Nor does it end there, Hillary Clinton’s bid to break what she called “the highest and hardest glass ceiling” by seeking the presidency made plain the double standard that prevails for all women who attempt such feats: hated for their competency, demeaned for their ambition, held suspect for their success. Never before has this disparity in our national life been thrown into such sharp relief, and never was it more critical that all people, but especially men, denounce it and demand redress.
We are also left with raft of racism, homophobia and xenophobia from Trump or his supporters in either explicit language or code phrases that have fueled attacks and acts of discrimination during the campaign and since the election.
They leave millions afraid – immigrants fearful of expulsion, Muslims fearful of discrimination, GLBTQ people fearful of a loss of rights. So, sure, the government transition will go on. But we won’t forget to call out the oppression we plainly see or turn from the work to combat it.
We also but note an interesting dynamic that ran through the election from early on in both parties, a deep sense of frustration that many people feel about the state of their own lives and their inability to control their future. They struggle with economic stagnation, growing debt, social dislocations, and in this election their fury amounted to a kind of tsunami of grief, disappointment and complaint that washed out the structure of politics as we’ve known it in this country.
These were people who looked to the leadership in Washington of both parties and saw an entrenched, entitled class feathering its own nest, but doing little to change their lives. So, in walked brash and boisterous Donald Trump, promising to upset that cozy applecart and “make America great.”
This story is, of course, a trope as old as our republic – the outsider who pledges to turn things around as “a man of the people.” Anyone with a nodding acquaintance with history knows to be wary of such assurances, and what we see of the actions of Trump and his lieutenants so far shows us why. Still, that’s the work of politics, and as citizens it is our charge to attend to it, raise our voices and make our case for the nation’s future.
But how about us as a religious body? Where do we fit in? It’s here that I invite us to return to the parable of the sower that you heard earlier. The metaphor in this parable is pretty clear: if we want to be fed, we’re going to have to plant seed that will give us a crop.
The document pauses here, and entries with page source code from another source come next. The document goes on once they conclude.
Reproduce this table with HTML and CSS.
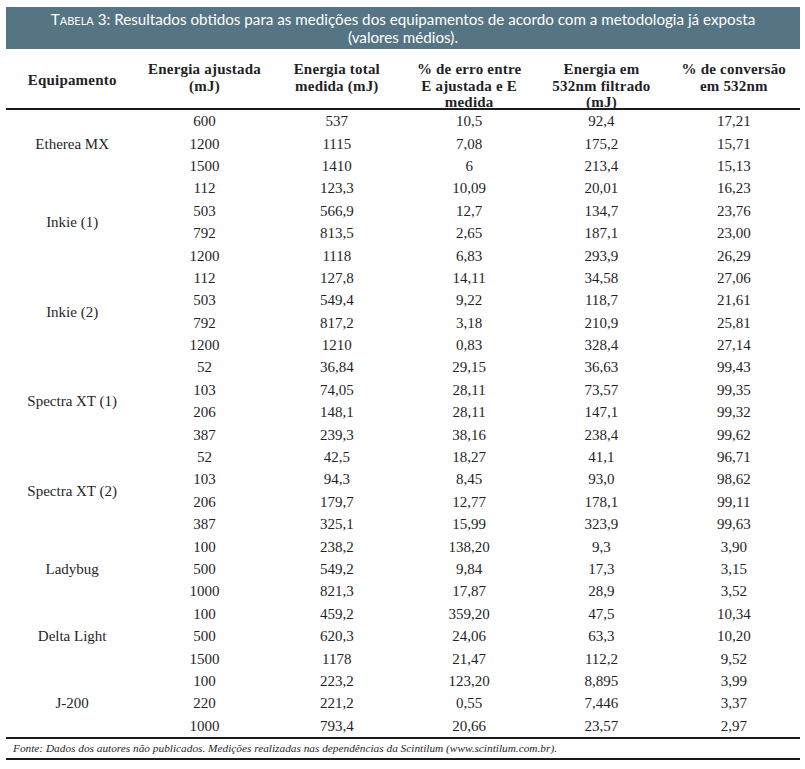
FILE: index.html
```html
<!DOCTYPE html>
<html lang="pt">
<head>
<meta charset="utf-8">
<title>Tabela 3</title>
<link rel="stylesheet" href="styles.css">
</head>
<body>
<div class="wrap">
  <div class="titlebar"><span class="sc">Tabela 3:</span> Resultados obtidos para as medições dos equipamentos de acordo com a metodologia já exposta<br>(valores médios).</div>
  <table class="data">
    <colgroup><col><col><col><col><col><col></colgroup>
    <thead>
      <tr>
        <th><div class="hd equip">Equipamento</div></th>
        <th><div class="hd">Energia ajustada<br>(mJ)</div></th>
        <th><div class="hd">Energia total<br>medida (mJ)</div></th>
        <th><div class="hd">% de erro entre<br>E ajustada e E<br>medida</div></th>
        <th><div class="hd">Energia em<br>532nm filtrado<br>(mJ)</div></th>
        <th><div class="hd">% de conversão<br>em 532nm</div></th>
      </tr>
    </thead>
    <tbody>
      <tr><td rowspan="3">Etherea MX</td><td>600</td><td>537</td><td>10,5</td><td>92,4</td><td>17,21</td></tr>
      <tr><td>1200</td><td>1115</td><td>7,08</td><td>175,2</td><td>15,71</td></tr>
      <tr><td>1500</td><td>1410</td><td>6</td><td>213,4</td><td>15,13</td></tr>
      <tr><td rowspan="4">Inkie (1)</td><td>112</td><td>123,3</td><td>10,09</td><td>20,01</td><td>16,23</td></tr>
      <tr><td>503</td><td>566,9</td><td>12,7</td><td>134,7</td><td>23,76</td></tr>
      <tr><td>792</td><td>813,5</td><td>2,65</td><td>187,1</td><td>23,00</td></tr>
      <tr><td>1200</td><td>1118</td><td>6,83</td><td>293,9</td><td>26,29</td></tr>
      <tr><td rowspan="4">Inkie (2)</td><td>112</td><td>127,8</td><td>14,11</td><td>34,58</td><td>27,06</td></tr>
      <tr><td>503</td><td>549,4</td><td>9,22</td><td>118,7</td><td>21,61</td></tr>
      <tr><td>792</td><td>817,2</td><td>3,18</td><td>210,9</td><td>25,81</td></tr>
      <tr><td>1200</td><td>1210</td><td>0,83</td><td>328,4</td><td>27,14</td></tr>
      <tr><td rowspan="4">Spectra XT (1)</td><td>52</td><td>36,84</td><td>29,15</td><td>36,63</td><td>99,43</td></tr>
      <tr><td>103</td><td>74,05</td><td>28,11</td><td>73,57</td><td>99,35</td></tr>
      <tr><td>206</td><td>148,1</td><td>28,11</td><td>147,1</td><td>99,32</td></tr>
      <tr><td>387</td><td>239,3</td><td>38,16</td><td>238,4</td><td>99,62</td></tr>
      <tr><td rowspan="4">Spectra XT (2)</td><td>52</td><td>42,5</td><td>18,27</td><td>41,1</td><td>96,71</td></tr>
      <tr><td>103</td><td>94,3</td><td>8,45</td><td>93,0</td><td>98,62</td></tr>
      <tr><td>206</td><td>179,7</td><td>12,77</td><td>178,1</td><td>99,11</td></tr>
      <tr><td>387</td><td>325,1</td><td>15,99</td><td>323,9</td><td>99,63</td></tr>
      <tr><td rowspan="3">Ladybug</td><td>100</td><td>238,2</td><td>138,20</td><td>9,3</td><td>3,90</td></tr>
      <tr><td>500</td><td>549,2</td><td>9,84</td><td>17,3</td><td>3,15</td></tr>
      <tr><td>1000</td><td>821,3</td><td>17,87</td><td>28,9</td><td>3,52</td></tr>
      <tr><td rowspan="3">Delta Light</td><td>100</td><td>459,2</td><td>359,20</td><td>47,5</td><td>10,34</td></tr>
      <tr><td>500</td><td>620,3</td><td>24,06</td><td>63,3</td><td>10,20</td></tr>
      <tr><td>1500</td><td>1178</td><td>21,47</td><td>112,2</td><td>9,52</td></tr>
      <tr><td rowspan="3">J-200</td><td>100</td><td>223,2</td><td>123,20</td><td>8,895</td><td>3,99</td></tr>
      <tr><td>220</td><td>221,2</td><td>0,55</td><td>7,446</td><td>3,37</td></tr>
      <tr><td>1000</td><td>793,4</td><td>20,66</td><td>23,57</td><td>2,97</td></tr>
    </tbody>
    <tfoot>
      <tr><td colspan="6" class="source">Fonte: Dados dos autores não publicados. Medições realizadas nas dependências da Scintilum (www.scintilum.com.br).</td></tr>
    </tfoot>
  </table>
</div>
</body>
</html>
```

FILE: styles.css
```css
html, body {
  margin: 0;
  padding: 0;
  background: #ffffff;
}

.wrap {
  width: 794px;
  padding: 7px 0 0 6px;
}

.titlebar {
  background: #567584;
  color: #ffffff;
  font-family: Lato, "Open Sans", sans-serif;
  font-size: 15.2px;
  line-height: 18px;
  text-align: center;
  height: 42px;
  box-sizing: border-box;
  padding-top: 3px;
}

.sc {
  font-variant: small-caps;
}

.data {
  width: 794px;
  border-collapse: collapse;
  table-layout: fixed;
  font-family: "Liberation Serif", "Times New Roman", serif;
  color: #1f1f28;
}

.data th {
  font-size: 15px;
  font-weight: bold;
  line-height: 16.5px;
  padding: 12px 0 0 0;
  vertical-align: top;
  border-bottom: 2px solid #1a1a1a;
}

.hd {
  height: 47px;
  letter-spacing: 0.2px;
}

.hd.equip {
  box-sizing: border-box;
  padding-top: 11px;
}

.data td {
  font-size: 15px;
  line-height: 18px;
  height: 22.4px;
  padding: 0;
  text-align: center;
  vertical-align: middle;
}

.data tfoot td {
  border-top: 2px solid #1a1a1a;
  border-bottom: 2px solid #1a1a1a;
  text-align: left;
  font-style: italic;
  font-size: 11.3px;
  line-height: 17px;
  height: 19px;
  padding-left: 7px;
}
```
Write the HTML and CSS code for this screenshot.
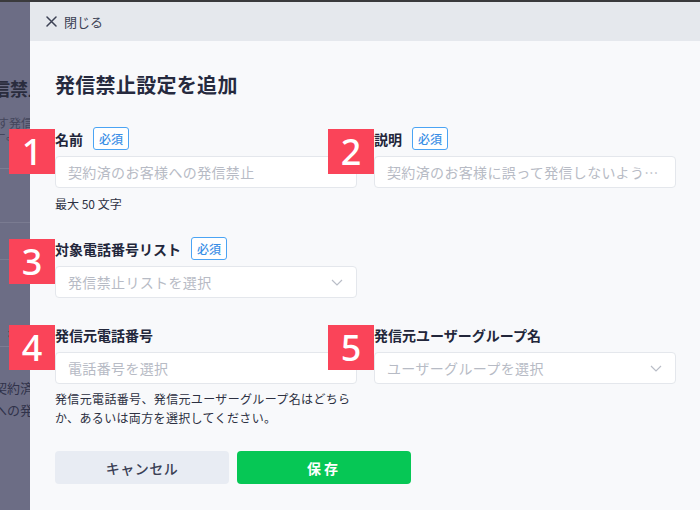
FILE: index.html
```html
<!DOCTYPE html>
<html lang="ja">
<head>
<meta charset="utf-8">
<title>発信禁止設定を追加</title>
<link rel="stylesheet" href="styles.css">
</head>
<body>
<div class="topline"></div>
<div class="screen">
  <div class="backdrop">
    <div class="bd-title">発信禁止</div>
    <div class="bd-text bd-t1">ます発信</div>
    <div class="bd-text bd-t2">ー。</div>
    <div class="bd-line bd-l1"></div>
    <div class="bd-box"></div>
    <div class="bd-label">名前</div>
    <div class="bd-line bd-l2"></div>
    <div class="bd-para">
      <div>契約済</div>
      <div>への発</div>
    </div>
  </div>
  <div class="panel">
    <header class="panel-head">
      <svg class="close-icon" width="11" height="11" viewBox="0 0 11 11"><path d="M1 1L10 10M10 1L1 10" stroke="#3c4154" stroke-width="1.5" fill="none" stroke-linecap="round"/></svg>
      <span>閉じる</span>
    </header>
    <main class="panel-body">
      <h1 class="title">発信禁止設定を追加</h1>
      <div class="form-grid">
        <div class="field">
          <span class="num">1</span>
          <div class="label-row"><span class="label">名前</span><span class="req">必須</span></div>
          <div class="input"><span class="ph">契約済のお客様への発信禁止</span></div>
          <div class="hint">最大 50 文字</div>
        </div>
        <div class="field">
          <span class="num">2</span>
          <div class="label-row"><span class="label">説明</span><span class="req">必須</span></div>
          <div class="input"><span class="ph">契約済のお客様に誤って発信しないように設定</span></div>
        </div>
        <div class="field">
          <span class="num">3</span>
          <div class="label-row"><span class="label">対象電話番号リスト</span><span class="req">必須</span></div>
          <div class="input select"><span class="ph">発信禁止リストを選択</span>
            <svg class="chev" width="12" height="7" viewBox="0 0 12 7"><path d="M1 1L6 6L11 1" stroke="#b9bdc7" stroke-width="1.2" fill="none"/></svg>
          </div>
        </div>
        <div class="field empty"></div>
        <div class="field">
          <span class="num">4</span>
          <div class="label-row"><span class="label">発信元電話番号</span></div>
          <div class="input"><span class="ph">電話番号を選択</span></div>
          <div class="help">発信元電話番号、発信元ユーザーグループ名はどちらか、あるいは両方を選択してください。</div>
        </div>
        <div class="field">
          <span class="num">5</span>
          <div class="label-row"><span class="label">発信元ユーザーグループ名</span></div>
          <div class="input select"><span class="ph">ユーザーグループを選択</span>
            <svg class="chev" width="12" height="7" viewBox="0 0 12 7"><path d="M1 1L6 6L11 1" stroke="#b9bdc7" stroke-width="1.2" fill="none"/></svg>
          </div>
        </div>
      </div>
      <div class="actions">
        <button class="btn btn-cancel">キャンセル</button>
        <button class="btn btn-save">保存</button>
      </div>
    </main>
  </div>
</div>
</body>
</html>
```
FILE: styles.css
```css
* { box-sizing: border-box; }
html, body { margin: 0; padding: 0; }
body {
  width: 700px;
  height: 510px;
  overflow: hidden;
  font-family: "Noto Sans CJK JP", "Noto Sans", sans-serif;
  color: #23273a;
  background: #f8f9fb;
}
.topline { height: 2px; background: #3a3a3c; }
.screen { display: flex; height: 508px; }

.backdrop {
  width: 30px;
  flex: none;
  background: #6c6d85;
  overflow: hidden;
  display: flex;
  flex-direction: column;
  align-items: flex-end;
  white-space: nowrap;
}
.bd-title {
  margin-top: 74px;
  margin-right: -16px;
  font-size: 18px;
  font-weight: 700;
  line-height: 24px;
  color: #2a2c3d;
}
.bd-text { font-size: 12px; line-height: 12px; color: #44465c; }
.bd-t1 { margin-top: 17px; margin-right: -3px; }
.bd-t2 { margin-right: 12px; }
.bd-line { align-self: stretch; height: 1px; background: #7c7d93; }
.bd-l1 { margin-top: 27px; }
.bd-box {
  align-self: stretch;
  margin-top: 53px;
  height: 38px;
  border-top: 1px solid #7a7b91;
  border-bottom: 1px solid #7a7b91;
}
.bd-label {
  margin-top: 64px;
  margin-right: -4px;
  font-size: 13px;
  font-weight: 700;
  line-height: 18px;
  color: #2a2c3d;
}
.bd-l2 { margin-top: 4px; }
.bd-para {
  margin-top: 30px;
  margin-right: -3px;
  font-size: 13px;
  line-height: 22px;
  color: #30324a;
}

.panel { flex: 1; display: flex; flex-direction: column; background: #f8f9fb; }
.panel-head {
  height: 39px;
  flex: none;
  background: #e5e8ed;
  display: flex;
  align-items: center;
  padding-left: 16px;
  gap: 7px;
  font-size: 13px;
  color: #3c4154;
}
.close-icon { display: block; }
.panel-body { padding: 30px 24px 0 25px; }
.title {
  margin: 0 0 28px;
  font-size: 20px;
  line-height: 28px;
  font-weight: 700;
  color: #262a3e;
  letter-spacing: 0.3px;
}
.form-grid {
  display: grid;
  grid-template-columns: 302px 302px;
  column-gap: 17px;
  row-gap: 25px;
}
.field { position: relative; }
.num {
  position: absolute;
  left: -46px;
  top: 2px;
  width: 46px;
  height: 45px;
  background: #fa4459;
  color: #fff;
  font-family: "Noto Sans", sans-serif;
  font-size: 36px;
  font-weight: 500;
  line-height: 45px;
  text-align: center;
}
.label-row {
  height: 23px;
  display: flex;
  align-items: center;
  gap: 10px;
  margin-bottom: 6px;
}
.label { font-size: 14px; font-weight: 700; color: #22263a; }
.req {
  height: 23px;
  padding: 0 5px;
  border: 1px solid #4ba4f4;
  border-radius: 3px;
  font-size: 12px;
  font-weight: 500;
  line-height: 21px;
  color: #3b8fe6;
  background: #fff;
}
.input {
  height: 32px;
  background: #fff;
  border: 1px solid #e4e7ec;
  border-radius: 4px;
  display: flex;
  align-items: center;
  padding: 0 13px 0 12px;
  gap: 8px;
}
.ph {
  flex: 1;
  min-width: 0;
  font-size: 14px;
  letter-spacing: 0.35px;
  color: #b7bbc5;
  white-space: nowrap;
  overflow: hidden;
  text-overflow: ellipsis;
}
.chev { display: block; flex: none; }
.hint {
  margin-top: 8px;
  font-size: 12px;
  line-height: 16px;
  color: #2c3042;
}
.help {
  margin-top: 5px;
  font-size: 12px;
  line-height: 19px;
  letter-spacing: 0.35px;
  color: #2c3042;
}
.actions { display: flex; gap: 8px; margin-top: 24px; }
.btn {
  width: 174px;
  height: 33px;
  border: none;
  border-radius: 4px;
  font-family: inherit;
  font-size: 14px;
  font-weight: 500;
  cursor: pointer;
}
.btn-cancel { background: #e8ecf3; color: #3a3f55; letter-spacing: 0.5px; }
.btn-save { background: #06c755; color: #fff; font-weight: 700; letter-spacing: 3px; }
```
And we better be careful where we plant it: Scatter it on the path and birds will eat it up, toss it into poor soil and it won’t grow well, plant it near thorns and they’ll crowd it out, but scatter it in good soil and you’ll get a harvest.
Simple, right? As agricultural wisdom it’s kind of a no-brainer. But there’s something more here, a learning that isn’t as obvious. So, in a month when our worship theme is “Story,” let’s see what this simple story might offer us.
I think that one experience we have had of this election is that it leaves us hungry – hungry for connection, for integrity, for a life-giving way to be that serves us, each other and the world. Feeding that hunger is likely to take more than just scavenging in the landscape. We’re going to have to do something intentional to give us nourishment.
The parable suggests we’ll find it in seed, gathered from a good and trusted place. Then, we must find a fertile place in the world to plant it, then tend it, cultivate it and bring it to harvest. The story doesn’t indicate where we might find the seed, though I have an idea. Our UU tradition suggests that we don’t need to go searching for it. There is ample seed for this life-giving crop among us, and we locate it in our own experiences, in those moments of clarity that we each have had that tell us who we are.
These are moments that glow in our memory, but we don’t often grasp that within them are seeds of ever-renewing hope and possibility that can center and ground us.
And as it happens, we in this congregation are currently involved in a process of gathering that seed. Our Board of Trustees is inviting us to meet in groups where we share experiences of clarity that illuminate those values that are most important to us. We call them “Experiences of the Holy.”
We’ve had several of these hour-long gatherings so far, and there’s another one coming just after our 11:15 service today. I’ve attended a couple of these, and I have to say I find the experience amazing. To center down on our moments of clarity opens us. We clear away the clutter and can find the clearest, most hopeful part of ourselves.
In this process I have heard experiences of gratefulness, vulnerability, awe-inspiring beauty, compassion, and much more. Once done gathering these seeds, your board will sort through them to identify those that seem to hold the key values of the congregation and share them with you.
It will then be our work to give them good soil, plant them and see them flourish. Because the point of this process is not just to gather nice words; it is to help us nourish a life-giving way of being in the world. What we gather won’t be wholly original with us, but it will embody that which fuels the fires, which feeds the hunger in our own lives, and, we hope, take us deeper and root us more firmly in the soil of our being.
All the disruption surrounding this election is a reminder of how hard it is to stay grounded, of all the ways that despair and confusion can distract us from how we need to be. Let us take the time, then, to get clear on our center. Let us winnow and gather our strength and then, as Miguel de Unamuno urges, begin the work of bringing the values we proclaim into being and then throw ourselves into the fields of our endeavor.
Let us, like that Lakota girl on the Pine Ridge Reservation’s girls basketball team, employ the genius of our grounding and offer our shawl dance to the world.
I don’t know what shape this will take, but I know it won’t all come to fruition at once. It will take time and tending to accomplish with each of us dedicating ourselves to what Matthew Fox called “the small work in the Great Work.”
That means living by little acts love and giving ourselves to the challenging task of truth telling, being clear about who we are at our center, resisting and defying that which diminishes us, and beckoning each other to do the same.
We must be ready for disappointment, occasional failure and indignities, but if we are well rooted, if we have planted and tended well we will hold fast.
(And here I introduced and sang Holly Near’s song “I Am Willing”)
As we close, I turn once again to Marge Piercy’s words: Connections are made slowly, sometimes where we can’t see where they go. So we need to keep at it while living a life we can endure, a life that is loving and resilient and strong.
Then, after a long season of tending and growth, the harvest comes.